Examples of projects intended to improve the quality of college teaching and training facilities include:
- classroom and facility renewals and upgrades;
- the expansion of buildings to meet teaching and training program and growth needs;
- upgrades to building systems for facilities (such as improvements to electrical systems and to mechanical systems, including heating, ventilation and air-conditioning, natural gas, and plumbing systems);
- the enhancement of information technology services and data centre renewals and upgrades;
- the renewal and expansion of office and meeting space for students;
- library renewal and expansion;
- classroom renovations (such has renewing seats, finishes, sound and light);
- the renewal of vacated space (e.g., a former library);
- the renewal of old auditoriums / lecture halls; and,
- the renewal and expansion of incubation facilities for industry and research.

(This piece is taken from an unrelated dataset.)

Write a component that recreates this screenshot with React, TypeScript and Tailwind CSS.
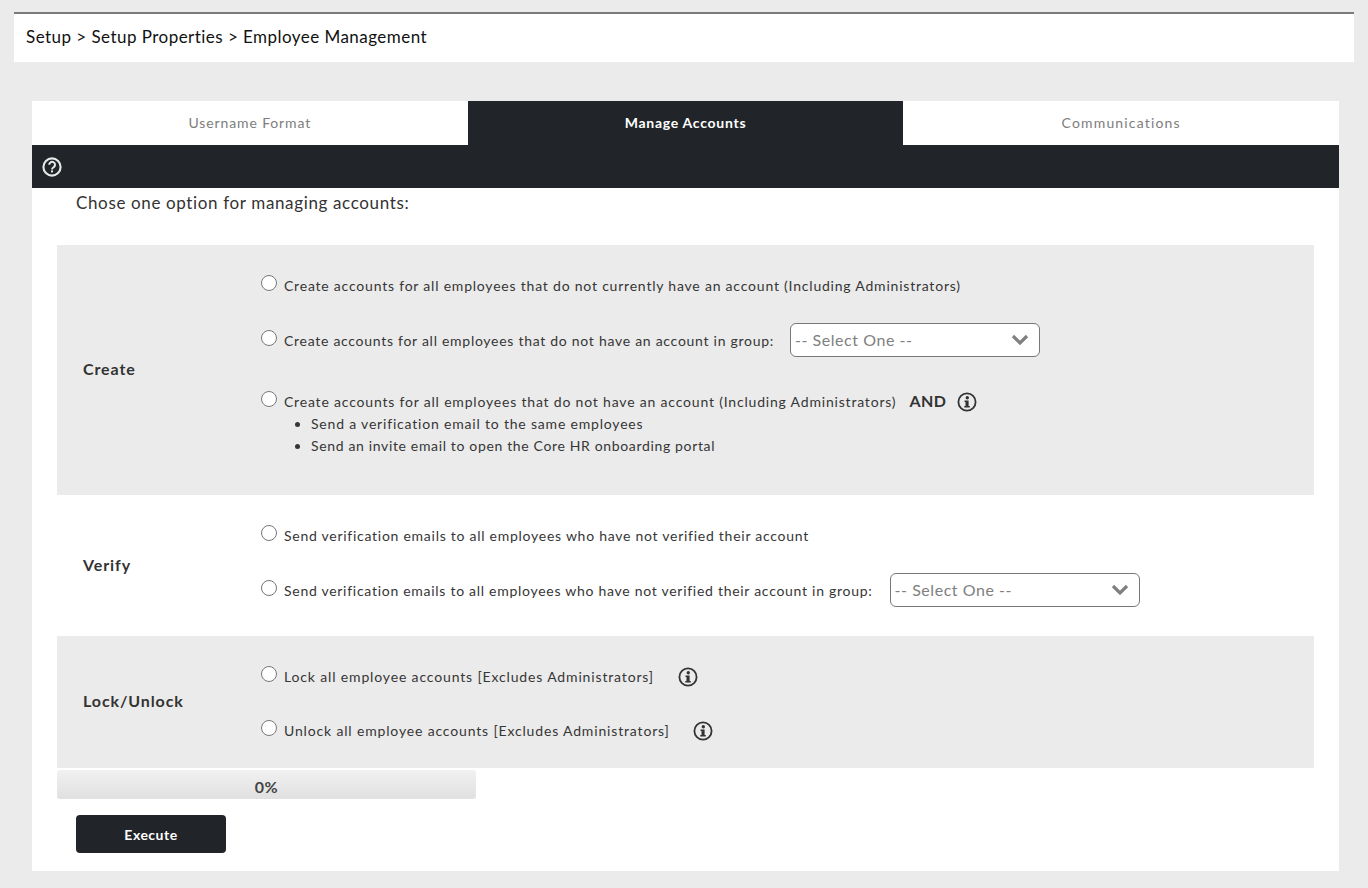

Examples of projects intended to improve the health and safety, environmental, or waste-management aspects of college teaching and training facilities include:
- the installation of new technologies or implementation of approaches for improved energy efficiency in classrooms and facilities (such as the installation of energy efficient windows, lighting, pumps, and motors, and conversion of converting heating plant burners to cleaner, more efficient fuels);
- asbestos removal, mould abatement and the installation of emergency systems; and,
- ensuring existing facilities meet current building and safety codes.
The following project costs are eligible under the Knowledge Infrastructure Program:
- the capital costs of constructing or renovating tangible capital assets, as defined and determined according to accounting principles generally accepted in Canada;
- the costs of communication activities, project-related signage, lighting, project markings and utility adjustments;
- the costs of engineering and environmental reviews;
- planning and assessment costs, including costs for environmental planning, surveying, remedial activities, engineering, architectural supervision, testing and management consulting services; and,
- recipient audit and evaluation costs.